The Hood Lab is working on several technology-driven projects that will help realize the promise of P4 medicine.

  • We are analyzing personal, dense, dynamic data clouds for thousands of individuals, providing an immense data resource to learn about human biology and to invent the future of health. An ultimate goal of this work is to identify early warning signs for all the common human diseases and develop methods to predict and prevent them.
  • Alzheimer’s disease clinical trials are in progress to revolutionize treatment and provide hope to patients and families. We are working with clinical leaders and visionaries to engage multi-omic diagnostic and multi-dimensional therapeutic approaches that we believe represent the most credible path forward to making progress with this highly complex disease.
  • Post-traumatic stress disorder (PTSD) and traumatic brain injury (TBI) are other neurological research areas of focus for the lab. We are working with partners in the Department of Defense to understand the systems most effective by these disorders to identify actionable possibilities to reverse course back to wellness.
  • Lyme Disease research is a highly collaborative and active area of research within ISB and externally.
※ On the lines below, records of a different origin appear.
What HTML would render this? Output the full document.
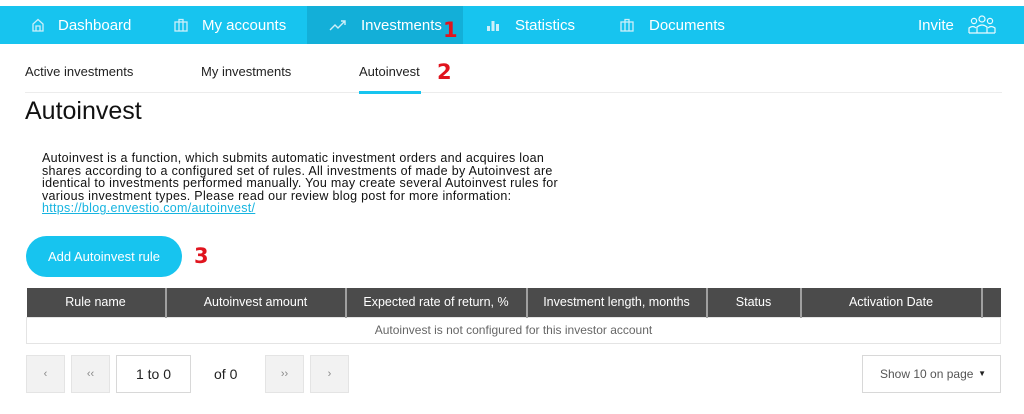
<!DOCTYPE html>
<html><head><style>
*{margin:0;padding:0;box-sizing:border-box}
body{width:1024px;height:414px;background:#fff;font-family:"Liberation Sans",sans-serif;position:relative;overflow:hidden;color:#222}
.a{position:absolute;white-space:nowrap}
.nav{position:absolute;left:0;top:6px;width:1024px;height:38px;background:#17c4ef}
.nav .a{color:#fff;font-size:15px;top:11px}
.red{color:#e0141e;font-weight:bold;font-size:21px;font-family:"DejaVu Sans",sans-serif}
th{background:#4b4b4b;color:#fff;font-weight:normal;font-size:12.5px;height:29px;border-right:2px solid #a0a0a0}
td{font-size:12px;color:#666;text-align:center;height:26px;border:1px solid #e4e4e4}
.pb{position:absolute;top:355px;height:38px;background:#f2f2f2;border:1px solid #e4e4e4;color:#888;font-size:11px;text-align:center;line-height:36px}
</style></head><body>
<div class="nav">
<div style="position:absolute;left:307px;top:0;width:156px;height:38px;background:#13afd8"></div>
<svg class="a" style="left:31px;top:12px" width="14" height="14" viewBox="0 0 14 14" fill="none" stroke="#cdeff9" stroke-width="1.3"><path d="M2 13V6L7 1.5 12 6v7zM5 13V8h4v5"/></svg>
<div class="a" style="left:58px">Dashboard</div>
<svg class="a" style="left:174px;top:12px" width="14" height="14" viewBox="0 0 14 14" fill="none" stroke="#cdeff9" stroke-width="1.3"><rect x="1" y="4" width="12" height="9"/><path d="M5 4V1.5h4V4M5 4v9M9 4v9"/></svg>
<div class="a" style="left:202px">My accounts</div>
<svg class="a" style="left:329px;top:13px" width="18" height="12" viewBox="0 0 18 12" fill="none" stroke="#cdeff9" stroke-width="1.4"><path d="M1 11l5-5 3 3 7-7M12 2h4v4"/></svg>
<div class="a" style="left:361px">Investments</div>
<svg class="a" style="left:486px;top:12px" width="14" height="14" viewBox="0 0 14 14" fill="#cdeff9"><rect x="1" y="8" width="3" height="5"/><rect x="5.5" y="3" width="3" height="10"/><rect x="10" y="6" width="3" height="7"/></svg>
<div class="a" style="left:515px">Statistics</div>
<svg class="a" style="left:620px;top:12px" width="14" height="14" viewBox="0 0 14 14" fill="none" stroke="#cdeff9" stroke-width="1.3"><rect x="1" y="4" width="12" height="9"/><path d="M5 4V1.5h4V4M5 4v9M9 4v9"/></svg>
<div class="a" style="left:649px">Documents</div>
<div class="a" style="left:918px">Invite</div>
<svg class="a" style="left:968px;top:9px" width="28" height="19" viewBox="0 0 28 19" fill="none" stroke="#eafaff" stroke-width="1.2"><circle cx="14" cy="4" r="3"/><circle cx="6" cy="6" r="2.6"/><circle cx="22" cy="6" r="2.6"/><path d="M9 18v-6q5-4 10 0v6zM1 18v-5q4-3 7 0M27 18v-5q-4-3-7 0M1 18h26"/></svg>
</div>
<div class="red a" style="left:443px;top:18px">1</div>
<div class="a" style="left:25px;top:64px;font-size:13px">Active investments</div>
<div class="a" style="left:201px;top:64px;font-size:13px">My investments</div>
<div class="a" style="left:359px;top:64px;font-size:13px">Autoinvest</div>
<div class="red a" style="left:437px;top:60px">2</div>
<div class="a" style="left:25px;top:92px;width:977px;height:1px;background:#ececec"></div>
<div class="a" style="left:359px;top:91px;width:62px;height:3px;background:#17c4ef"></div>
<div class="a" style="left:25px;top:97px;font-size:25px;color:#111">Autoinvest</div>
<div class="a" style="left:42px;top:152px;font-size:12.5px;line-height:12.6px;letter-spacing:0.3px;color:#111">Autoinvest is a function, which submits automatic investment orders and acquires loan<br>shares according to a configured set of rules. All investments of made by Autoinvest are<br>identical to investments performed manually. You may create several Autoinvest rules for<br>various investment types. Please read our review blog post for more information:<br><span style="color:#17b4e0;text-decoration:underline">https://blog.envestio.com/autoinvest/</span></div>
<div class="a" style="left:26px;top:236px;width:156px;height:41px;border-radius:21px;background:#17c4ef;color:#fff;font-size:13px;text-align:center;line-height:41px">Add Autoinvest rule</div>
<div class="red a" style="left:194px;top:244px">3</div>
<table class="a" style="left:26px;top:288px;width:975px;border-collapse:collapse">
<tr><th style="width:139px">Rule name</th><th style="width:180px">Autoinvest amount</th><th style="width:181px">Expected rate of return, %</th><th style="width:180px">Investment length, months</th><th style="width:94px">Status</th><th style="width:181px">Activation Date</th><th style="border:none"></th></tr>
<tr><td colspan="7">Autoinvest is not configured for this investor account</td></tr>
</table>
<div class="pb" style="left:26px;width:39px">&lsaquo;</div>
<div class="pb" style="left:71px;width:39px">&lsaquo;&lsaquo;</div>
<div class="pb" style="left:116px;width:75px;background:#fff;border-color:#d8d8d8;color:#222;font-size:14px">1 to 0</div>
<div class="a" style="left:214px;top:366px;font-size:14px">of 0</div>
<div class="pb" style="left:265px;width:39px">&rsaquo;&rsaquo;</div>
<div class="pb" style="left:310px;width:39px">&rsaquo;</div>
<div class="pb" style="left:862px;width:139px;background:#fff;border-color:#d8d8d8;color:#555;font-size:12px;text-align:left;padding-left:17px">Show 10 on page <span style="position:absolute;right:14px;font-size:8px;color:#222">&#9660;</span></div>
</body></html>
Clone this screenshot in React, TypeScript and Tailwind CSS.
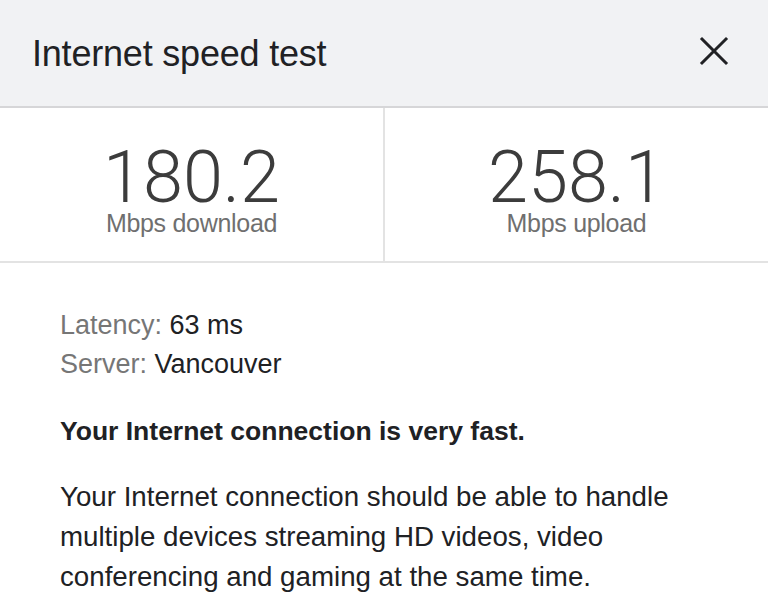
import React from "react";

export default function App() {
  return (
    <div className="w-[768px] h-[602px] bg-white overflow-hidden" style={{ fontFamily: '"Liberation Sans", Arial, sans-serif' }}>
      <div className="h-[108px] bg-[#f1f2f4] flex items-center justify-between pl-[32px] pr-[39px] border-b-2 border-[#d6d6d8]">
        <div className="text-[36px] leading-[40px] text-[#202124] tracking-[-0.2px] mb-[-2px]">Internet speed test</div>
        <svg width="30" height="30" viewBox="0 0 30 30" className="text-[#202124] mt-[-5px]">
          <path d="M3 3 L27 27 M27 3 L3 27" stroke="currentColor" strokeWidth="3" strokeLinecap="square" />
        </svg>
      </div>
      <div className="flex h-[155px] border-b-2 border-[#e3e3e3]">
        <div className="flex-1 flex flex-col items-center pt-[40px] border-r-2 border-[#e3e3e3]">
          <div className="text-[72px] leading-[60px] font-light text-[#3c3c3c]" style={{ fontFamily: 'Roboto, sans-serif' }}>180.2</div>
          <div className="text-[25px] leading-[28px] text-[#6f6f6f] mt-[1px] tracking-[-0.3px]">Mbps download</div>
        </div>
        <div className="flex-1 flex flex-col items-center pt-[40px]">
          <div className="text-[72px] leading-[60px] font-light text-[#3c3c3c]" style={{ fontFamily: 'Roboto, sans-serif' }}>258.1</div>
          <div className="text-[25px] leading-[28px] text-[#6f6f6f] mt-[1px] tracking-[-0.3px]">Mbps upload</div>
        </div>
      </div>
      <div className="pl-[60px] pt-[43px] text-[27px] text-[#202124]">
        <div className="leading-[39px]"><span className="text-[#767676]">Latency:</span> 63 ms</div>
        <div className="leading-[39px]"><span className="text-[#767676]">Server:</span> Vancouver</div>
        <div className="leading-[39px] font-semibold mt-[28px] text-[26.5px]">Your Internet connection is very fast.</div>
        <div className="leading-[40px] mt-[26px] w-[660px] text-[27.7px]">
          Your Internet connection should be able to handle multiple devices streaming HD videos, video conferencing and gaming at the same time.
        </div>
      </div>
    </div>
  );
}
We seek to understand the molecular underpinnings of chronic Lyme Disease in order to push the underlying perturbed networks back to a well state to improve the lives of countless infected individuals.
  • Cancer remains a focus of the lab to understand basic biology at the single cell level as well as systems approaches to facilitate recovery. We are working with partners in the Swedish Cancer Institute and leveraging highly sensitive laboratory assays and computational tools to improve treatment and recovery of various cancer pathologies.
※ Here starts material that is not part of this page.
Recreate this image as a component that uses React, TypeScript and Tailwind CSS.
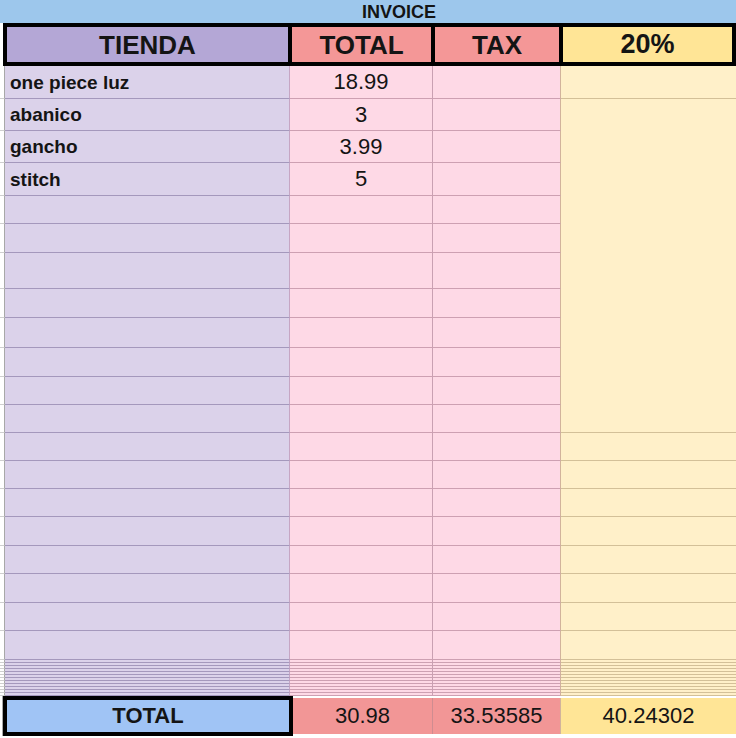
const rowHeights = [33, 32, 32, 33, 28, 29, 36, 29, 30, 29, 28, 28, 28, 28, 28, 29, 28, 29, 28, 29];

const items = [
  { name: 'one piece luz', total: '18.99' },
  { name: 'abanico', total: '3' },
  { name: 'gancho', total: '3.99' },
  { name: 'stitch', total: '5' },
];

const thinRows = Array.from({ length: 12 }, (_, i) => i);

export default function App() {
  return (
    <div className="w-[736px] h-[738px] overflow-hidden bg-white font-['Liberation_Sans',Arial,sans-serif] text-[#141414]">
      {/* title */}
      <div className="h-[23px] bg-[#9dc7ec] flex items-center pl-[362px] text-[18px] font-bold leading-none">
        INVOICE
      </div>

      {/* header */}
      <div className="ml-[3px] h-[43px] bg-black p-[4px] flex gap-[4px]">
        <div className="w-[281px] bg-[#b4a7d6] flex items-center justify-center text-[26px] font-bold leading-none">
          TIENDA
        </div>
        <div className="w-[139px] bg-[#f49797] flex items-center justify-center text-[26px] font-bold leading-none">
          TOTAL
        </div>
        <div className="w-[124px] bg-[#f49797] flex items-center justify-center text-[26px] font-bold leading-none">
          TAX
        </div>
        <div className="flex-1 bg-[#ffe596] flex items-center justify-center text-[27px] font-bold leading-none">
          20%
        </div>
      </div>

      {/* body rows */}
      <div className="grid grid-cols-[5px_285px_143px_128px_175px] grid-rows-[33px_32px_32px_33px_28px_29px_36px_29px_30px_29px_28px_28px_28px_28px_28px_29px_28px_29px_28px_29px]">
        {rowHeights.map((_, i) => {
          const item = items[i];
          return [
            <div key={`g${i}`} className="bg-white border-r border-b border-[#cfcfcf] border-r-[#a8a8a8]" />,
            <div
              key={`n${i}`}
              className="bg-[#dbd2ea] border-b border-r border-[#a498bc] border-r-[#c6a6c4] pl-[5px] flex items-center text-[19px] font-bold leading-none"
            >
              {item?.name}
            </div>,
            <div
              key={`t${i}`}
              className="bg-[#fed9e6] border-b border-r border-[#cda0b2] border-r-[#c9a0b2] flex items-center justify-center text-[22px] leading-none"
            >
              {item?.total}
            </div>,
            <div key={`x${i}`} className="bg-[#fed9e6] border-b border-r border-[#cda0b2] border-r-[#d2b39c]" />,
            i === 1 ? (
              <div key={`y${i}`} className="row-span-11 bg-[#fff0c9] border-b border-[#d3c098]" />
            ) : i > 1 && i < 12 ? null : (
              <div key={`y${i}`} className="bg-[#fff0c9] border-b border-[#d3c098]" />
            ),
          ];
        })}
      </div>

      {/* squashed rows */}
      <div>
        {thinRows.map((i) => (
          <div key={i} className="h-[3px] grid grid-cols-[5px_285px_143px_128px_175px]">
            <div className="bg-white border-r border-b border-[#cfcfcf] border-r-[#a8a8a8]" />
            <div className="bg-[#dbd2ea] border-b border-r border-[#a498bc] border-r-[#c6a6c4]" />
            <div className="bg-[#fed9e6] border-b border-r border-[#cda0b2] border-r-[#c9a0b2]" />
            <div className="bg-[#fed9e6] border-b border-r border-[#cda0b2] border-r-[#d2b39c]" />
            <div className="bg-[#fff0c9] border-b border-[#d3c098]" />
          </div>
        ))}
      </div>

      {/* totals */}
      <div className="h-[40px] flex">
        <div className="w-[3px] border-r border-[#a8a8a8]" />
        <div className="w-[290px] border-4 border-black bg-[#a0c4f5] flex items-center justify-center text-[22px] font-bold leading-none">
          TOTAL
        </div>
        <div className="w-[140px] my-[2px] bg-[#f29696] border-r border-[#cf8c90] flex items-center justify-center text-[22px] leading-none">
          30.98
        </div>
        <div className="w-[128px] my-[2px] bg-[#f29696] border-r border-[#d2b39c] flex items-center justify-center text-[22px] leading-none">
          33.53585
        </div>
        <div className="flex-1 my-[2px] bg-[#ffe596] flex items-center justify-center text-[22px] leading-none">
          40.24302
        </div>
      </div>
    </div>
  );
}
  • Establishing the computational infrastructure and creating new software tools needed to analyze the millions of human genome sequences that will become available over the next ten years. These computational tools are enabling rapid large-scale comparative analyses of human genomes and their attendant molecular, cellular and phenotypic data.
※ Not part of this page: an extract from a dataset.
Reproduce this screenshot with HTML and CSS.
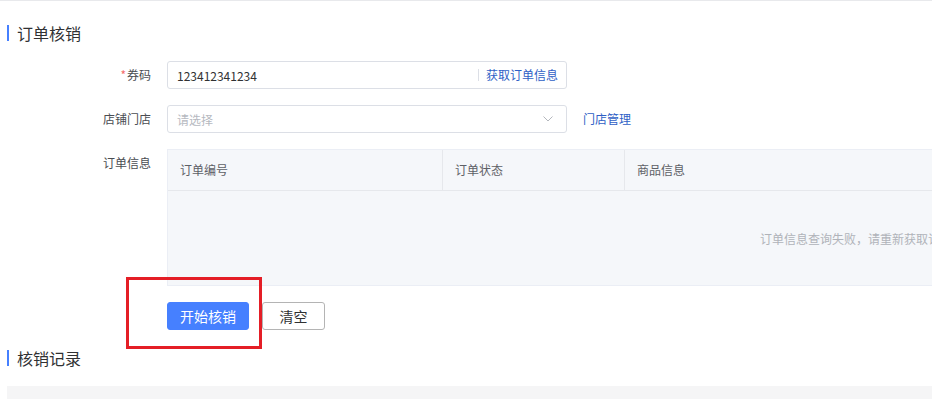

  • Supporting a human proteome project that will parallel the human genome project. Using selected reaction monitoring (SRM) mass spectrometry, we have created targeted assays for virtually all human proteins, which opens up fascinating opportunities for identifying blood and tissue biomarkers.
  • Pioneered the identification and diagnostic use of organ-specific blood proteins to serve as proxies to identify which organs have become disease-perturbed and what changes have occurred in these organs. These approaches are being applied to Lyme disease, liver disease, and to neurodegenerative diseases.
  • Developing clinical assays that use genomic, proteomic and cellular analyses, including the use of induced pluripotent stem (iPS) cells, to explore development and to stratify disease.
  • In silico biological network modeling. We are modeling the interaction of various data types in precisely defined ways such that predictions of cellular behavior can be made under novel conditions or perturbations. Failure modes of computational models point toward gaps in understanding and lead to directed lines of questioning from which understanding of the cell’s workings can be increased in a systematic fashion. Constructing and revising computational models based on data constitutes a powerful iterative model building approach that lies at the heart of systems biology. Our lab has expertise in modeling integrated biological networks of many types (e.g. metabolic networks, transcriptional regulatory networks, protein networks), as well as in large-scale analysis of large datasets for diagnostic discovery.